Problem to solve
Look at each line of the records and count those with "styles" in them. Please answer with the count alone.

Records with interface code
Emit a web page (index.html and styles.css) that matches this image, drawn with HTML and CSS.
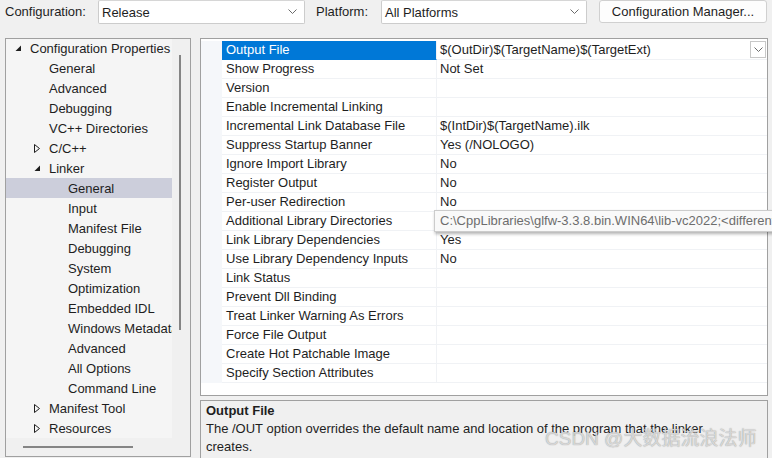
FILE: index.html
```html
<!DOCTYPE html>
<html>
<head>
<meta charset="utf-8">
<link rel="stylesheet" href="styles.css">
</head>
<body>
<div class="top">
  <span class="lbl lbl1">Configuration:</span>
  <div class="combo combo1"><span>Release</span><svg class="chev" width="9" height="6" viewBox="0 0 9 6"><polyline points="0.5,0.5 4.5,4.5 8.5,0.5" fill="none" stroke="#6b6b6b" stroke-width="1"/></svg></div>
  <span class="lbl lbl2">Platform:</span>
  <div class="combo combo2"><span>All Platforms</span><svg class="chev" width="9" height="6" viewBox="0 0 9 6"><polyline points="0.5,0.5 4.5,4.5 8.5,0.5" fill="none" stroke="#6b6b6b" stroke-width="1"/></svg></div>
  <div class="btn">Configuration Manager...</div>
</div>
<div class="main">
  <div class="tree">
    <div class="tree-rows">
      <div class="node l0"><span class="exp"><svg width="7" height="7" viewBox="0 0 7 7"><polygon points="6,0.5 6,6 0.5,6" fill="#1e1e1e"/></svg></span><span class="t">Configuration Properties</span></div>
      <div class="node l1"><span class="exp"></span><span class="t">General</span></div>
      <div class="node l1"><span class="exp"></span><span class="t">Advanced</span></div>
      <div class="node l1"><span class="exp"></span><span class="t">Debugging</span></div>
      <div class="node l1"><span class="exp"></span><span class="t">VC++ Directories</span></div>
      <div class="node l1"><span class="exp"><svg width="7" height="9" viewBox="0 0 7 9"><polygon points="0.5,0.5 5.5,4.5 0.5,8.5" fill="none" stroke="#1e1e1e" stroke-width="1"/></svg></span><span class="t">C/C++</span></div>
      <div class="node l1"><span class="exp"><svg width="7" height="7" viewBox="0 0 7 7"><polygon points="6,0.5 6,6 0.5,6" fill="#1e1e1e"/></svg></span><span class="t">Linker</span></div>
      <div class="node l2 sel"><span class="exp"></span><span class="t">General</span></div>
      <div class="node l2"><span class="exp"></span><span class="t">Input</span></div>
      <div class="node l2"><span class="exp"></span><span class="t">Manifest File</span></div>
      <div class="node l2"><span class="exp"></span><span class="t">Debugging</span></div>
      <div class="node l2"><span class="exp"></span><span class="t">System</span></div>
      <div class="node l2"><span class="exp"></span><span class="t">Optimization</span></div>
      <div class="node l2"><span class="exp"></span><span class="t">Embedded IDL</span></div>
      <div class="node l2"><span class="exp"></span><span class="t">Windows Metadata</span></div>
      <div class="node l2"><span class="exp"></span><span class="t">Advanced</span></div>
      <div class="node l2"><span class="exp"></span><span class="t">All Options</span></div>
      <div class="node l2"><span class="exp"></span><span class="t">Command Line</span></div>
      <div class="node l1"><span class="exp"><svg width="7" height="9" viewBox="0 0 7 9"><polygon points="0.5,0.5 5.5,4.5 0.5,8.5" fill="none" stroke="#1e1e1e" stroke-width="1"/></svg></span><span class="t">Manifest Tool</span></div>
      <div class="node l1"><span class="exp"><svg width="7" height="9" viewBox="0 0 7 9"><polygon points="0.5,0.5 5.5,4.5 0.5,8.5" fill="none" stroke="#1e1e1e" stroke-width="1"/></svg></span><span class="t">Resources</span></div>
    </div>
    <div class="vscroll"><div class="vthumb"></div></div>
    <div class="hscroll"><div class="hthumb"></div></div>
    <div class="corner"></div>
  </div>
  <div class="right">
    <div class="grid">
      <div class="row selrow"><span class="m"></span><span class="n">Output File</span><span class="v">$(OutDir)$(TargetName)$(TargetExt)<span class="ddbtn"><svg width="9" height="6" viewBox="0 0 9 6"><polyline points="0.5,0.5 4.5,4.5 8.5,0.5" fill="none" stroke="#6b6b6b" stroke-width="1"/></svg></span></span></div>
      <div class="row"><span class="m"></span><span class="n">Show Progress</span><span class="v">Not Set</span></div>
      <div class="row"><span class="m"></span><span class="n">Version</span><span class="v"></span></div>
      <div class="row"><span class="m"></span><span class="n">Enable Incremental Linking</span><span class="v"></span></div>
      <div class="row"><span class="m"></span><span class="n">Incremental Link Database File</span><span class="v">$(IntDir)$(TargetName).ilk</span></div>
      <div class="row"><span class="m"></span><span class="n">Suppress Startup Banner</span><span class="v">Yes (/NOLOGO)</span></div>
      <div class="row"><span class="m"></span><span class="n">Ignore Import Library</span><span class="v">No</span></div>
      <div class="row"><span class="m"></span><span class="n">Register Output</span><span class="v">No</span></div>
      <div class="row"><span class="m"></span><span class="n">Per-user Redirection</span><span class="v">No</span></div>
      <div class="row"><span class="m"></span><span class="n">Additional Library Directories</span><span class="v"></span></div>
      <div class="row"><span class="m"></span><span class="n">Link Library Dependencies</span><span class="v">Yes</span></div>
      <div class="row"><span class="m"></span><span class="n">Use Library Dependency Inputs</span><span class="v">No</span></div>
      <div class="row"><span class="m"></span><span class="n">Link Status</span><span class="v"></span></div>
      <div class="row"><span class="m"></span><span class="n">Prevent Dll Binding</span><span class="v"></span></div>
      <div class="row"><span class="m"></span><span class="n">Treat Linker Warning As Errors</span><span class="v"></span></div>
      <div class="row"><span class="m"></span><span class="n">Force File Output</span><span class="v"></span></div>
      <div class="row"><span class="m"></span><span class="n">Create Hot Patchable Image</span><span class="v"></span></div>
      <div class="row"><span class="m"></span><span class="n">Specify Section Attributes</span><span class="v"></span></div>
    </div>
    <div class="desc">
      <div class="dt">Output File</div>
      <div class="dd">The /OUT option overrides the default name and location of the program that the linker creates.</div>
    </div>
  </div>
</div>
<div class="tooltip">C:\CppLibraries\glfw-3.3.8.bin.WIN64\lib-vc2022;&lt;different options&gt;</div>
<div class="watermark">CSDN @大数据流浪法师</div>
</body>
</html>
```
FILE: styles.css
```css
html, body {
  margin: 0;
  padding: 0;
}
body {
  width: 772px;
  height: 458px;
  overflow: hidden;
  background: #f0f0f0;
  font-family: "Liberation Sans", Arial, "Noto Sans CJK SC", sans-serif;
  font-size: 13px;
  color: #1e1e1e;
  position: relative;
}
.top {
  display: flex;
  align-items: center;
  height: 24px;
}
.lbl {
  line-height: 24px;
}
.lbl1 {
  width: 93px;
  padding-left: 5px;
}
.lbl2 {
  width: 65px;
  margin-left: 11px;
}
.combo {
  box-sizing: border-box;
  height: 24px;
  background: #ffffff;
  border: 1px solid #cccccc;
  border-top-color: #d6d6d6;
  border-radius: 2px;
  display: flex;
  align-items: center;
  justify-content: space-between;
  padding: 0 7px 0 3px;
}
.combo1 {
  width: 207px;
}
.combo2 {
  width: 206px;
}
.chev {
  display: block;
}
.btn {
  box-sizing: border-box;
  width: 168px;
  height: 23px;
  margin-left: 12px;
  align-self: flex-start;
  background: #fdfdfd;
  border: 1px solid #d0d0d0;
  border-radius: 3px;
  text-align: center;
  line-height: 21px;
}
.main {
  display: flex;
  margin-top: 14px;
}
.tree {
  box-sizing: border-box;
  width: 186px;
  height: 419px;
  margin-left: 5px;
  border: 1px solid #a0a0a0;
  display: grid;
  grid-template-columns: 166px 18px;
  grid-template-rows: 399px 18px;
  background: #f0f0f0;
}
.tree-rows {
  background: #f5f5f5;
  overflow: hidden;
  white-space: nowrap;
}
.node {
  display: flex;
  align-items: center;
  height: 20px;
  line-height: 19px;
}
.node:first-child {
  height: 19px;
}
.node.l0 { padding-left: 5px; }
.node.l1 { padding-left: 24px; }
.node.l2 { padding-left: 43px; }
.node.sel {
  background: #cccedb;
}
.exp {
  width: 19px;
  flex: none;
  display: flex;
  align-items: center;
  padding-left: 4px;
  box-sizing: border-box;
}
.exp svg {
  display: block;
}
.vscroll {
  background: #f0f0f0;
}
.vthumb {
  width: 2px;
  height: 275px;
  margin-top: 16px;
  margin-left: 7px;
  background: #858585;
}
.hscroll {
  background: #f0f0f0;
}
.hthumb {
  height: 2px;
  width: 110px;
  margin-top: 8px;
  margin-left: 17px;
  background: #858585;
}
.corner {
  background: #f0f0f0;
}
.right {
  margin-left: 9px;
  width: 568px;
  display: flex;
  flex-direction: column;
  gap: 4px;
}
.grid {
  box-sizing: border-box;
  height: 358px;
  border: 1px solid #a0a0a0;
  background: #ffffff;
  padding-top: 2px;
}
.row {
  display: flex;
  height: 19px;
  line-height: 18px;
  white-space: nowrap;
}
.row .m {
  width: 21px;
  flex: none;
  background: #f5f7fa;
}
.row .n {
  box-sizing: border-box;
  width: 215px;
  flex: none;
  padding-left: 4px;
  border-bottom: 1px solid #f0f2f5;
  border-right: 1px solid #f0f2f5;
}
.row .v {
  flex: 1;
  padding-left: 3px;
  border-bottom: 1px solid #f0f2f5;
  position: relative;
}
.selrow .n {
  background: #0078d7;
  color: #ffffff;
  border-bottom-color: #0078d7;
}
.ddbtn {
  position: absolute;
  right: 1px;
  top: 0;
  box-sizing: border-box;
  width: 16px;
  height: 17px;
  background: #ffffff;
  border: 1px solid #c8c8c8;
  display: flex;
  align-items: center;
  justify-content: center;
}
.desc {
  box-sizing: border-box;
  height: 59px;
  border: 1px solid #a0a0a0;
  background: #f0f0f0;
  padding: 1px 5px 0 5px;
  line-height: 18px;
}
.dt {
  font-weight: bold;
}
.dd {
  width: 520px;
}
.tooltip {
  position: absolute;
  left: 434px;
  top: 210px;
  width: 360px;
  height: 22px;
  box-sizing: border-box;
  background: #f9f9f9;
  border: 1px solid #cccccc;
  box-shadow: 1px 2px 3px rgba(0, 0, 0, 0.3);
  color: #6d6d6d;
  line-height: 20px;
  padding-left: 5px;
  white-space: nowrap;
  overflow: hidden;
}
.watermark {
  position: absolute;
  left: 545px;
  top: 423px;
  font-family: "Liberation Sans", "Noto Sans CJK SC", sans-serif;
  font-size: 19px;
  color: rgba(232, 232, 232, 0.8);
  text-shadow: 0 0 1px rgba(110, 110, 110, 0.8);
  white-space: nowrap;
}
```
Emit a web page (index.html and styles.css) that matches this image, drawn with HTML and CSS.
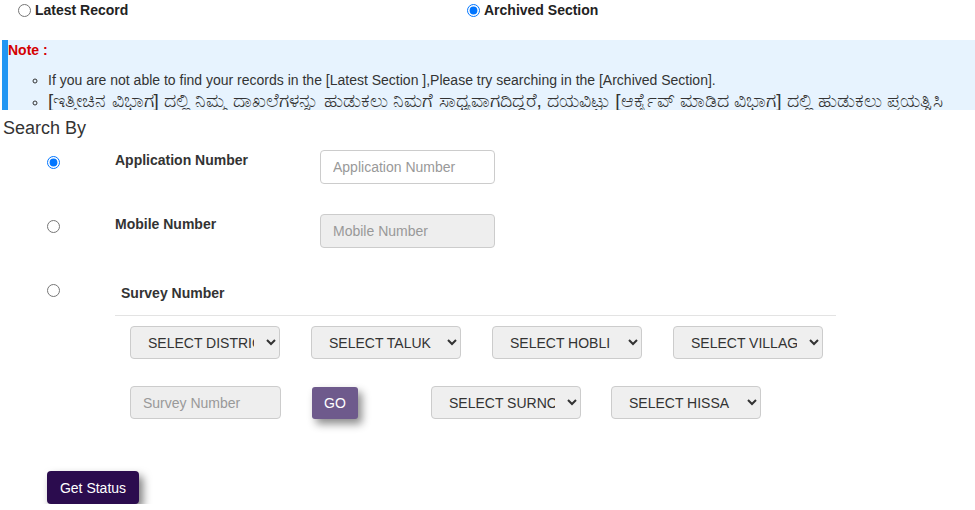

Worked solution
4